Description of the task: Lines holding the string "React" are the ones to copy; find them all in the data.

Collected data:
----
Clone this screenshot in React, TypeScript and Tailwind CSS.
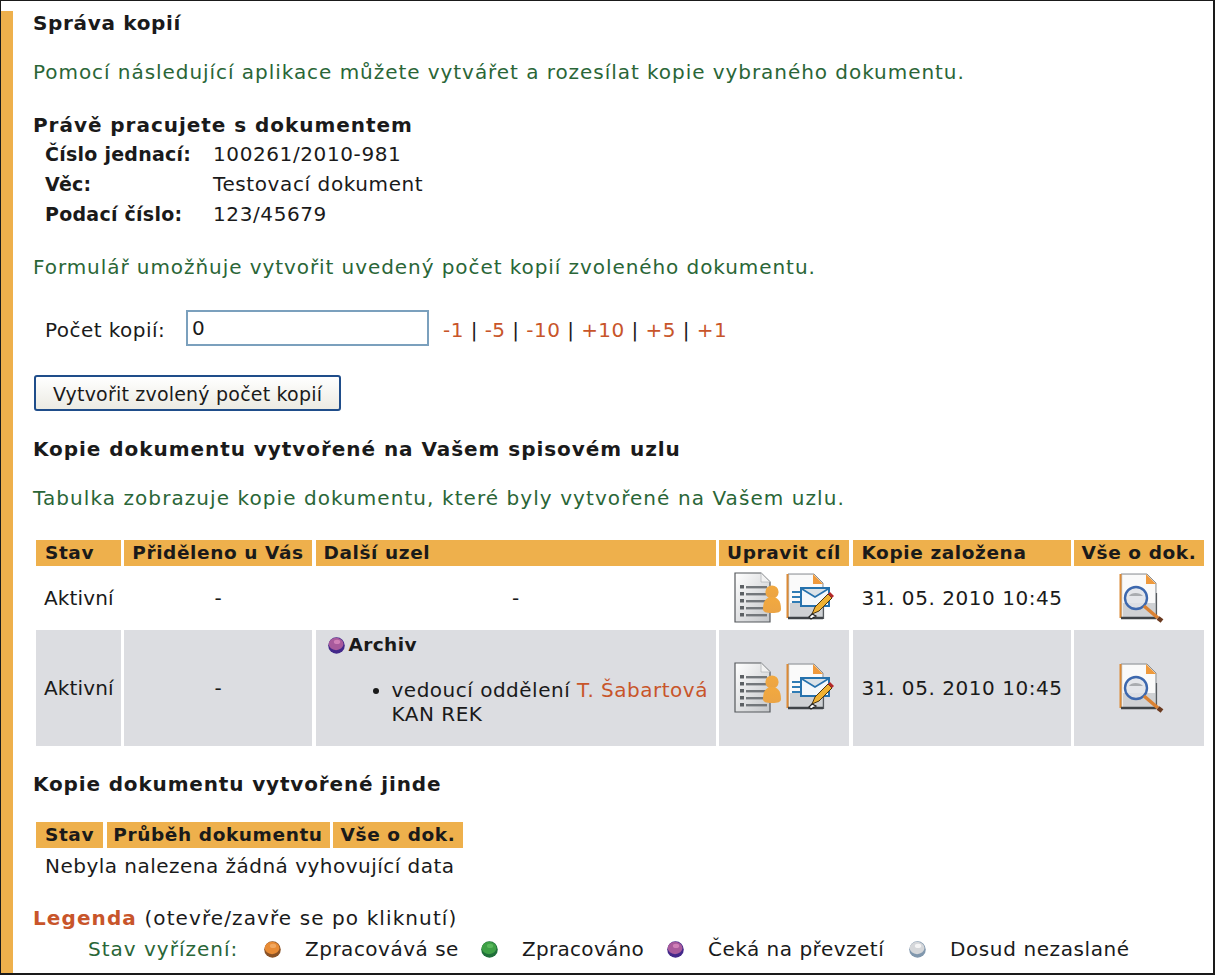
import React from 'react';

const font = { fontFamily: '"DejaVu Sans", Verdana, sans-serif' };

function Dot({ light, mid, dark, size = 17 }: { light: string; mid: string; dark: string; size?: number }) {
  return (
    <svg width={size} height={size} viewBox="0 0 16 16" className="shrink-0">
      <circle cx="8" cy="8" r="7.8" fill={dark} />
      <ellipse cx="7.6" cy="6.6" rx="7" ry="5.8" fill={mid} />
      <ellipse cx="8.5" cy="4.6" rx="3" ry="2" fill={light} />
    </svg>
  );
}

const Purple = (p: { size?: number }) => <Dot light="#d080b8" mid="#a85a9c" dark="#43288a" size={p.size} />;

function DocBase({ children }: { children: React.ReactNode }) {
  return (
    <>
      <path d="M3 1h26l9 9v35H3z" fill="#eceded" stroke="#8b8f94" strokeWidth="1" />
      <path d="M5 2h24l8 8v20H5z" fill="#fafafa" />
      <path d="M5 30h32v14H5z" fill="#cfd1d4" />
      <rect x="1.5" y="1" width="2" height="44" fill="#dc8a35" />
      <path d="M28 1l10 10H28z" fill="#ef9a3c" />
      <path d="M3 45h35" stroke="#3f4347" strokeWidth="2.4" />
      <path d="M38.5 20v26" stroke="#55595e" strokeWidth="1.2" />
      {children}
    </>
  );
}

function PersonDoc() {
  return (
    <svg width="50" height="54" viewBox="0 0 50 54" className="shrink-0">
      <defs>
        <linearGradient id="pg" x1="0" y1="0" x2="1" y2="1">
          <stop offset="0" stopColor="#ffffff" />
          <stop offset="1" stopColor="#c4c6c9" />
        </linearGradient>
        <linearGradient id="og" x1="0" y1="0" x2="0" y2="1">
          <stop offset="0" stopColor="#f2a93f" />
          <stop offset="1" stopColor="#eba445" />
        </linearGradient>
      </defs>
      <path d="M2 2h26l9 9v40H2z" fill="url(#pg)" stroke="#55585c" strokeWidth="1.2" />
      <path d="M28 2l9 9h-9z" fill="#f2f2f2" stroke="#b5b7ba" strokeWidth="0.8" />
      {[15, 22, 29, 36, 43].map((y) => (
        <g key={y}>
          <rect x="7" y={y - 1} width="4" height="3.5" fill="#5c6064" />
          <rect x="13" y={y} width="21" height="2.4" fill="#73777b" />
        </g>
      ))}
      <circle cx="39" cy="21" r="6.6" fill="url(#og)" />
      <path d="M30 38c0-9 4-12 9-12s9 3 9 12c0 3-3 4-9 4s-9-1-9-4z" fill="url(#og)" />
    </svg>
  );
}

function EnvelopeDoc() {
  return (
    <svg width="50" height="54" viewBox="0 0 50 50" className="shrink-0">
      <DocBase>
        <path d="M7 19h10M7 24h10M7 29h10" stroke="#2f7cb5" strokeWidth="2" />
        <path d="M16 15h28v18H16z" fill="#f4f8fb" stroke="#2672ad" strokeWidth="2" />
        <path d="M17 16l13 8 13-8" fill="#dce3e8" stroke="#2672ad" strokeWidth="1.6" />
        <path d="M27 41l3-7 13-13 4 4-13 13z" fill="#f0b232" stroke="#4a3510" strokeWidth="1" />
        <path d="M43 21l2-2 4 4-2 2z" fill="#b3282a" />
        <path d="M24 44l3-3 4 2-5 3z" fill="#fff" stroke="#222" strokeWidth="1.2" />
      </DocBase>
    </svg>
  );
}

function SearchDoc() {
  return (
    <svg width="50" height="50" viewBox="0 0 50 50" className="shrink-0">
      <DocBase>
        <circle cx="18" cy="25" r="11" fill="#dfe2e6" fillOpacity="0.85" stroke="#3d68ae" strokeWidth="2.4" />
        <path d="M11 23c2-4 11-4 14 0z" fill="#a9acb0" />
        <path d="M26 33l14 12" stroke="#db8233" strokeWidth="3.6" />
        <path d="M40 45l4 3" stroke="#6b3a20" strokeWidth="4.6" />
      </DocBase>
    </svg>
  );
}

function Th({ children, className = '' }: { children: React.ReactNode; className?: string }) {
  return <div className={`bg-[#eeb04c] h-[26px] leading-[26px] text-[18.5px] font-bold text-[#1a1a1a] tracking-[0.6px] text-center ${className}`}>{children}</div>;
}

function Td({ children, gray, className = '' }: { children: React.ReactNode; gray?: boolean; className?: string }) {
  return <div className={`flex items-center ${gray ? 'bg-[#dcdde1]' : ''} ${className}`}>{children}</div>;
}

function Row({ gray, children }: { gray?: boolean; children: React.ReactNode }) {
  return (
    <>
      <Td gray={gray} className="pl-[8px] tracking-[0.15px]">Aktivní</Td>
      <Td gray={gray} className="justify-center">-</Td>
      {children}
      <Td gray={gray} className="justify-center gap-[2px]"><PersonDoc /><EnvelopeDoc /></Td>
      <Td gray={gray} className="pl-[9px] whitespace-nowrap tracking-[0.55px]">31. 05. 2010 10:45</Td>
      <Td gray={gray} className="justify-center pl-[8px]"><SearchDoc /></Td>
    </>
  );
}

export default function App() {
  return (
    <div style={font} className="h-[975px] w-[1215px] overflow-hidden bg-white border-t border-b-2 border-l border-r-2 border-[#1a1a1a] text-[#1a1a1a] text-[20px]">
      <div className="h-full border-l-[12px] border-[#eeb04c] pl-[20px]">
        <h1 className="font-bold text-[20px] leading-[24px] mt-[10px] tracking-[0.67px]">Správa kopií</h1>
        <p className="text-[#2a6637] leading-[24px] mt-[25px] tracking-[0.95px] whitespace-nowrap">Pomocí následující aplikace můžete vytvářet a rozesílat kopie vybraného dokumentu.</p>

        <h2 className="font-bold text-[20px] leading-[26px] mt-[28px] tracking-[0.96px]">Právě pracujete s dokumentem</h2>
        <div className="grid grid-cols-[168px_1fr] ml-[12px] mt-[1px] leading-[30px] tracking-[0.6px]">
          <b className="text-[19px] tracking-[0.25px]">Číslo jednací:</b><span>100261/2010-981</span>
          <b className="text-[19px] tracking-[0.25px]">Věc:</b><span>Testovací dokument</span>
          <b className="text-[19px] tracking-[0.25px]">Podací číslo:</b><span>123/45679</span>
        </div>

        <p className="text-[#2a6637] leading-[24px] mt-[26px] tracking-[0.93px] whitespace-nowrap">Formulář umožňuje vytvořit uvedený počet kopií zvoleného dokumentu.</p>

        <div className="flex items-center ml-[12px] mt-[31px] h-[36px]">
          <span className="w-[141px] mt-[3px] tracking-[0.45px]">Počet kopií:</span>
          <input readOnly value="0" className="w-[243px] h-[36px] border-2 border-[#7ba0bd] bg-white px-[4px] outline-none" />
          <span className="ml-[14px] mt-[3px] whitespace-nowrap tracking-[0.45px]">
            <a className="text-[#c8552a]">-1</a> | <a className="text-[#c8552a]">-5</a> | <a className="text-[#c8552a]">-10</a> | <a className="text-[#c8552a]">+10</a> | <a className="text-[#c8552a]">+5</a> | <a className="text-[#c8552a]">+1</a>
          </span>
        </div>

        <button className="block mt-[29px] ml-[1px] w-[307px] h-[36px] pt-[2px] rounded-[3px] border-2 border-[#1f4d8a] bg-gradient-to-b from-white to-[#ecebe3] text-[19px] tracking-[0.2px] text-[#1a1a1a] text-center">Vytvořit zvolený počet kopií</button>

        <h2 className="font-bold text-[20px] leading-[24px] mt-[26px] tracking-[0.95px] whitespace-nowrap">Kopie dokumentu vytvořené na Vašem spisovém uzlu</h2>
        <p className="text-[#2a6637] leading-[24px] mt-[25px] tracking-[1.07px] whitespace-nowrap">Tabulka zobrazuje kopie dokumentu, které byly vytvořené na Vašem uzlu.</p>

        <div className="grid grid-cols-[84.5px_188px_400px_130px_218px_130px] grid-rows-[26px_64px_116px] gap-x-[3.5px] ml-[3px] mt-[30px] w-[1169px]">
          <Th className="text-left pl-[9px]">Stav</Th>
          <Th>Přiděleno u Vás</Th>
          <Th className="text-left pl-[8px]">Další uzel</Th>
          <Th>Upravit cíl</Th>
          <Th className="text-left pl-[9px]">Kopie založena</Th>
          <Th>Vše o dok.</Th>
          <Row><Td className="justify-center">-</Td></Row>
          <Row gray>
            <div className="bg-[#dcdde1] pl-[12px]">
              <div className="flex items-center gap-[4px] h-[30px]">
                <Purple size={17} />
                <b className="text-[18.5px] tracking-[0.4px]">Archiv</b>
              </div>
              <ul className="list-disc ml-[64px] mt-[18px] leading-[24px] marker:text-[#1a1a1a] tracking-[0.5px]">
                <li className="whitespace-nowrap">vedoucí oddělení <a className="text-[#c8552a]">T. Šabartová</a><br />KAN REK</li>
              </ul>
            </div>
          </Row>
        </div>

        <h2 className="font-bold text-[20px] leading-[24px] mt-[26px] tracking-[0.85px]">Kopie dokumentu vytvořené jinde</h2>

        <div className="grid grid-cols-[67px_223px_130px] gap-x-[3.5px] ml-[3px] mt-[26px] w-max">
          <Th className="text-left pl-[9px]">Stav</Th>
          <Th>Průběh dokumentu</Th>
          <Th>Vše o dok.</Th>
        </div>
        <div className="ml-[12px] mt-[5px] leading-[26px] tracking-[0.48px]">Nebyla nalezena žádná vyhovující data</div>

        <p className="mt-[26px] leading-[26px] tracking-[1.1px] whitespace-nowrap"><b className="text-[#c8552a]">Legenda</b> (otevře/zavře se po kliknutí)</p>
        <div className="flex items-center ml-[55px] leading-[26px] mt-[5px] whitespace-nowrap tracking-[0.5px]">
          <span className="text-[#2a6637] w-[176px] tracking-[1px]">Stav vyřízení:</span>
          <Dot light="#f2a860" mid="#e88b35" dark="#8a5226" />
          <span className="ml-[24px] w-[176px]">Zpracovává se</span>
          <Dot light="#5ab85c" mid="#3ea046" dark="#1f6f3a" />
          <span className="ml-[24px] w-[145px] tracking-[0.3px]">Zpracováno</span>
          <Purple />
          <span className="ml-[24px] w-[201px]">Čeká na převzetí</span>
          <Dot light="#f4f4f5" mid="#d5d7da" dark="#8097ad" />
          <span className="ml-[24px] tracking-[0.6px]">Dosud nezaslané</span>
        </div>
      </div>
    </div>
  );
}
----
The completed task:
Clone this screenshot in React, TypeScript and Tailwind CSS.
import React from 'react';
function DocBase({ children }: { children: React.ReactNode }) {
function Th({ children, className = '' }: { children: React.ReactNode; className?: string }) {
function Td({ children, gray, className = '' }: { children: React.ReactNode; gray?: boolean; className?: string }) {
function Row({ gray, children }: { gray?: boolean; children: React.ReactNode }) {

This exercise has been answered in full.